Earlier this month, 175 scholars were awarded Guggenheim Fellowships for exceptional work in the arts. The program awards grants to professionals across diverse fields so that they can creatively explore topics of interest to them. In an interview with The News-Letter, Schoenberger explained that she seeks to address her primary inquiry by investigating the intersection of environmental history and capitalism. 

“I’m hoping to shake up the conventional view of how capitalism came about,” Schoenberger said. 

She hopes to bring together two seemingly unrelated concepts and connect them through an analysis of the past. Schoenberger acknowledged that her work does not fall under the conventional idea of scholarship in her field. 

She noted that the inspiration for the project came from readings about the history of mining that dated back to 5000 BCE; she realized that the origins of markets and of money conflicted strongly with conventional accounts. The typical narrative describes the origins of markets, towns and money as a story of natural evolution, the result of generations of people working and advancing. During her fellowship, Schoenberger seeks to challenge that narrative.

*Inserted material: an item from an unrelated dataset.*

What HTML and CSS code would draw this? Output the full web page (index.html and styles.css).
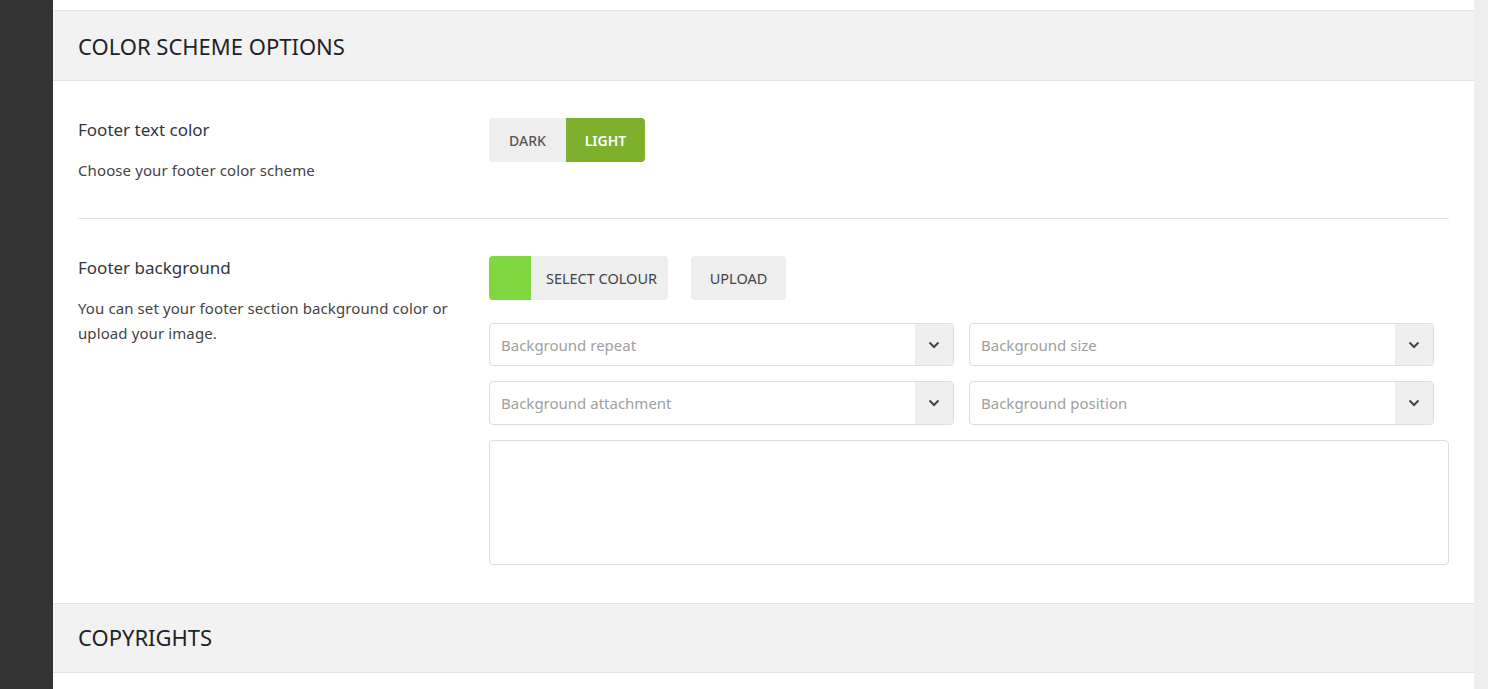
FILE: index.html
```html
<!DOCTYPE html>
<html>
<head>
<meta charset="utf-8">
<link rel="stylesheet" href="styles.css">
</head>
<body>
<div class="page">
  <aside class="sidebar"></aside>
  <main class="panel">
    <div class="top-gap"></div>
    <section class="section">
      <header class="section-head"><h2>COLOR SCHEME OPTIONS</h2></header>
      <div class="section-body">
        <div class="row">
          <div class="label-col">
            <h3 class="label">Footer text color</h3>
            <p class="desc">Choose your footer color scheme</p>
          </div>
          <div class="field-col">
            <div class="toggle">
              <button class="toggle-btn">DARK</button>
              <button class="toggle-btn active">LIGHT</button>
            </div>
          </div>
        </div>
        <div class="row last">
          <div class="label-col">
            <h3 class="label">Footer background</h3>
            <p class="desc">You can set your footer section background color or upload your image.</p>
          </div>
          <div class="field-col">
            <div class="btn-row">
              <button class="btn color-btn"><span class="swatch"></span><span class="btn-text">SELECT COLOUR</span></button>
              <button class="btn upload-btn">UPLOAD</button>
            </div>
            <div class="select-grid">
              <div class="select"><span class="placeholder">Background repeat</span><span class="arrow"><svg width="12" height="8" viewBox="0 0 12 8"><path d="M1.5 1.5 L6 6 L10.5 1.5" fill="none" stroke="#444" stroke-width="2"/></svg></span></div>
              <div class="select"><span class="placeholder">Background size</span><span class="arrow"><svg width="12" height="8" viewBox="0 0 12 8"><path d="M1.5 1.5 L6 6 L10.5 1.5" fill="none" stroke="#444" stroke-width="2"/></svg></span></div>
              <div class="select"><span class="placeholder">Background attachment</span><span class="arrow"><svg width="12" height="8" viewBox="0 0 12 8"><path d="M1.5 1.5 L6 6 L10.5 1.5" fill="none" stroke="#444" stroke-width="2"/></svg></span></div>
              <div class="select"><span class="placeholder">Background position</span><span class="arrow"><svg width="12" height="8" viewBox="0 0 12 8"><path d="M1.5 1.5 L6 6 L10.5 1.5" fill="none" stroke="#444" stroke-width="2"/></svg></span></div>
            </div>
            <div class="textarea"></div>
          </div>
        </div>
      </div>
    </section>
    <section class="section">
      <header class="section-head short"><h2>COPYRIGHTS</h2></header>
      <div class="section-body empty"></div>
    </section>
  </main>
  <div class="rail"></div>
</div>
</body>
</html>
```

FILE: styles.css
```css
* { box-sizing: border-box; }
html, body { margin: 0; padding: 0; height: 100%; overflow: hidden; }
body {
  font-family: "Noto Sans", "Open Sans", sans-serif;
  background: #eeeeee;
  color: #333;
}
.page {
  display: flex;
  height: 689px;
}
.sidebar {
  width: 53px;
  flex: none;
  background: #333333;
}
.panel {
  width: 1421px;
  flex: none;
  background: #fff;
}
.rail {
  flex: 1;
  background: #eeeeee;
}
.top-gap { height: 10px; }
.section-head {
  height: 71px;
  background: #f2f2f2;
  border-top: 1px solid #e2e2e2;
  border-bottom: 1px solid #e2e2e2;
  display: flex;
  align-items: center;
  padding: 0 25px;
}
.section-head.short { height: 70px; padding-bottom: 2px; }
.section-head h2 {
  margin: 0;
  font-size: 22px;
  font-weight: 400;
  color: #1e2327;
}
.section-body {
  padding: 0 25px;
}
.section-body.empty { height: 40px; }
.row {
  display: flex;
  padding: 37px 0 35px;
  border-bottom: 1px solid #e5e5e5;
}
.row.last {
  border-bottom: none;
  padding-bottom: 38px;
}
.label-col {
  width: 411px;
  flex: none;
}
.label {
  margin: 0;
  font-size: 17px;
  font-weight: 400;
  line-height: 24px;
  color: #32373c;
}
.desc {
  margin: 16px 0 0;
  font-size: 15px;
  line-height: 25px;
  letter-spacing: 0.1px;
  color: #444;
  max-width: 385px;
}
.field-col {
  flex: 1;
  min-width: 0;
}
.toggle {
  display: inline-flex;
  border-radius: 4px;
  overflow: hidden;
}
.toggle-btn {
  border: none;
  height: 44px;
  padding: 0;
  width: 77px;
  background: #eeeeee;
  font-family: inherit;
  font-size: 14px;
  font-weight: 500;
  color: #555;
}
.toggle-btn.active {
  width: 79px;
  background: #7db02c;
  color: #fff;
  font-weight: 600;
}
.btn-row {
  display: flex;
  gap: 23px;
  margin-bottom: 23px;
}
.btn {
  border: none;
  height: 44px;
  border-radius: 4px;
  background: #eeeeee;
  font-family: inherit;
  font-size: 14.5px;
  font-weight: 400;
  color: #444;
  padding: 0;
  display: flex;
  align-items: center;
}
.color-btn {
  width: 179px;
  overflow: hidden;
}
.swatch {
  width: 42px;
  height: 44px;
  background: #80d841;
  flex: none;
}
.btn-text {
  flex: 1;
  text-align: center;
  padding-left: 4px;
}
.upload-btn {
  width: 95px;
  justify-content: center;
}
.select-grid {
  display: grid;
  grid-template-columns: 465px 465px;
  column-gap: 15px;
  row-gap: 15px;
  margin-bottom: 15px;
}
.select {
  height: 43px;
  border: 1px solid #dedede;
  border-radius: 4px;
  display: flex;
  align-items: center;
  overflow: hidden;
}
.select + .select + .select { height: 44px; }
.placeholder {
  flex: 1;
  padding-left: 11px;
  font-size: 15px;
  color: #a0a0a0;
}
.arrow {
  width: 38px;
  height: 100%;
  background: #efefef;
  display: flex;
  align-items: center;
  justify-content: center;
}
.textarea {
  height: 125px;
  border: 1px solid #dedede;
  border-radius: 4px;
}
```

“If the story’s true, it means you can’t ask a lot of questions like, ‘Could we have a market economy that actually served the interests of the large mass of people and that did not wreck the environment while doing so?’” Schoenberger said.

She sees capitalism not as the result of natural evolution, but as the product of the invisible workings of certain people. These invisible workings laid the groundwork of social and physical infrastructures from which the economic system arose. She points to the appearance of money and markets in the high middle ages as an example of this groundwork.

For generations, people have thought of money as a means to make exchange easier. However, Schoenberger noted that in a feudal world where people lived in the same place for generations, bartering had never been a problem. She argues instead that the need for money was only present among the ruling class. 

“In a feudal system, the ruling class wages war. That’s kind of their occupation,” Schoenberger said.

According to Schoenberger, war requires liquidity — or the ability to exchange assets without diminishing their value — that is easy to mobilize across large distances. Thus, money was created.  

“Where do you get money? You get it in markets. Where do you get markets? You get them in towns,” Schoenberger said.

Schoenberger’s historical research shows that the ruling class created towns and markets in order to obtain money. This is contrary to the belief that towns created markets that required money. The result of the creation of towns and markets was the emergence of wealthy dwellers — merchants, bankers and urban patricians who own large amounts of land. 

“[The wealthy] start to have a sense of themselves as a class apart. I think that’s where the sense of self as a kind of baby capitalist comes from,” Schoenberger said. 

Schoenberger pointed out the differences and similarities between feudal towns and modern cities; although modern cities are not ruled by kings who own the land, capitalistic principles are apparent.

“Cities and indeed the entire social and economic landscape are created in the image of capitalism,” Schoenberger said. 

According to Schoenberger, powerful capitalists not only influence how the populace views economic and governmental regulations, but also their commitment to environmental protection. 

“We are making decisions that unavoidably promise incredible environmental harm, and it’s not because of capitalism, largely,” she said. “It’s because of who’s driving the bus now — what particular capitalists, what particular industries and what particular segments of the capitalist world are really in charge.”

Schoenberger notes that all kinds of systems, not just capitalism, have major environmental impacts. However, she distinguished between the environmental disruption caused by some economic systems, and the environmental and social catastrophes inherent in capitalism. She plans to delve further into the roots of capitalism in order to find a definite answer as to why capitalist systems do not preserve the environment; her findings may offer steps toward that preservation.